Given task — Reproduce the listing below verbatim.
--- --- ---
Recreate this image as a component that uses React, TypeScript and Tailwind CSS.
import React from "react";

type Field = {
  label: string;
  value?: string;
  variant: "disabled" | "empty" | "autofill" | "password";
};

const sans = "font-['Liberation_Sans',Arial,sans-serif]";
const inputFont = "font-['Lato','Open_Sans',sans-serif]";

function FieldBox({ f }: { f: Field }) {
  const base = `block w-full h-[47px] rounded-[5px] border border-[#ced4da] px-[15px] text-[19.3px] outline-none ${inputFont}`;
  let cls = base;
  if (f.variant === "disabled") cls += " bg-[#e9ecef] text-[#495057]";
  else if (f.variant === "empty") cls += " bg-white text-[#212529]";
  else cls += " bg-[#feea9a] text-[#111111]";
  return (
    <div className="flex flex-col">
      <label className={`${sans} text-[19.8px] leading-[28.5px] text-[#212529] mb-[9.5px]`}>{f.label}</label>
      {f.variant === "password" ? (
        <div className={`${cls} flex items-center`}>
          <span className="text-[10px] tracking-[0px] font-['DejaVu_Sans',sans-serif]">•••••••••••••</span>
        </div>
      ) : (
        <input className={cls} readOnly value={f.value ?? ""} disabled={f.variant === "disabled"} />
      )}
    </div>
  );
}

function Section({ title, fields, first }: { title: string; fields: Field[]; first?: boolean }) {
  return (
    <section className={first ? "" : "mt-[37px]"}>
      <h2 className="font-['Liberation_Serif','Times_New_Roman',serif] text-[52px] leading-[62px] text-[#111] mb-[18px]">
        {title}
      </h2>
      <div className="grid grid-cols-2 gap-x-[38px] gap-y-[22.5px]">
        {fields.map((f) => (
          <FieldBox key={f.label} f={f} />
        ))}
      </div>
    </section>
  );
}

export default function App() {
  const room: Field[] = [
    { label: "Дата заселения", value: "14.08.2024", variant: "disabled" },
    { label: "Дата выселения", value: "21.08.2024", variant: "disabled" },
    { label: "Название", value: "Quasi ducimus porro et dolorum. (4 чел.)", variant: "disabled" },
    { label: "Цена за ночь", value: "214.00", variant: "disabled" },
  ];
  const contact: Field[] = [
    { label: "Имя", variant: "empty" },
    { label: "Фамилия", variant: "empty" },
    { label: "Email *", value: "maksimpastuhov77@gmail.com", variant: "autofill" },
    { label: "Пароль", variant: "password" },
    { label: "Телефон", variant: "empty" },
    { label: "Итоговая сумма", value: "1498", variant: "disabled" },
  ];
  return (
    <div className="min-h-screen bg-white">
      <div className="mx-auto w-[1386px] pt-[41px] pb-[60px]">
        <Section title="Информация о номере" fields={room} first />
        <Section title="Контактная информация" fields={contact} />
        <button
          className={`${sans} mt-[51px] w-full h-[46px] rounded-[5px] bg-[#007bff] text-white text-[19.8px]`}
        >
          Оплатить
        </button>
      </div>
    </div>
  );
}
--- --- ---
Final result —
Recreate this image as a component that uses React, TypeScript and Tailwind CSS.
import React from "react";

type Field = {
  label: string;
  value?: string;
  variant: "disabled" | "empty" | "autofill" | "password";
};

const sans = "font-['Liberation_Sans',Arial,sans-serif]";
const inputFont = "font-['Lato','Open_Sans',sans-serif]";

function FieldBox({ f }: { f: Field }) {
  const base = `block w-full h-[47px] rounded-[5px] border border-[#ced4da] px-[15px] text-[19.3px] outline-none ${inputFont}`;
  let cls = base;
  if (f.variant === "disabled") cls += " bg-[#e9ecef] text-[#495057]";
  else if (f.variant === "empty") cls += " bg-white text-[#212529]";
  else cls += " bg-[#feea9a] text-[#111111]";
  return (
    <div className="flex flex-col">
      <label className={`${sans} text-[19.8px] leading-[28.5px] text-[#212529] mb-[9.5px]`}>{f.label}</label>
      {f.variant === "password" ? (
        <div className={`${cls} flex items-center`}>
          <span className="text-[10px] tracking-[0px] font-['DejaVu_Sans',sans-serif]">•••••••••••••</span>
        </div>
      ) : (
        <input className={cls} readOnly value={f.value ?? ""} disabled={f.variant === "disabled"} />
      )}
    </div>
  );
}

function Section({ title, fields, first }: { title: string; fields: Field[]; first?: boolean }) {
  return (
    <section className={first ? "" : "mt-[37px]"}>
      <h2 className="font-['Liberation_Serif','Times_New_Roman',serif] text-[52px] leading-[62px] text-[#111] mb-[18px]">
        {title}
      </h2>
      <div className="grid grid-cols-2 gap-x-[38px] gap-y-[22.5px]">
        {fields.map((f) => (
          <FieldBox key={f.label} f={f} />
        ))}
      </div>
    </section>
  );
}

export default function App() {
  const room: Field[] = [
    { label: "Дата заселения", value: "14.08.2024", variant: "disabled" },
    { label: "Дата выселения", value: "21.08.2024", variant: "disabled" },
    { label: "Название", value: "Quasi ducimus porro et dolorum. (4 чел.)", variant: "disabled" },
    { label: "Цена за ночь", value: "214.00", variant: "disabled" },
  ];
  const contact: Field[] = [
    { label: "Имя", variant: "empty" },
    { label: "Фамилия", variant: "empty" },
    { label: "Email *", value: "maksimpastuhov77@gmail.com", variant: "autofill" },
    { label: "Пароль", variant: "password" },
    { label: "Телефон", variant: "empty" },
    { label: "Итоговая сумма", value: "1498", variant: "disabled" },
  ];
  return (
    <div className="min-h-screen bg-white">
      <div className="mx-auto w-[1386px] pt-[41px] pb-[60px]">
        <Section title="Информация о номере" fields={room} first />
        <Section title="Контактная информация" fields={contact} />
        <button
          className={`${sans} mt-[51px] w-full h-[46px] rounded-[5px] bg-[#007bff] text-white text-[19.8px]`}
        >
          Оплатить
        </button>
      </div>
    </div>
  );
}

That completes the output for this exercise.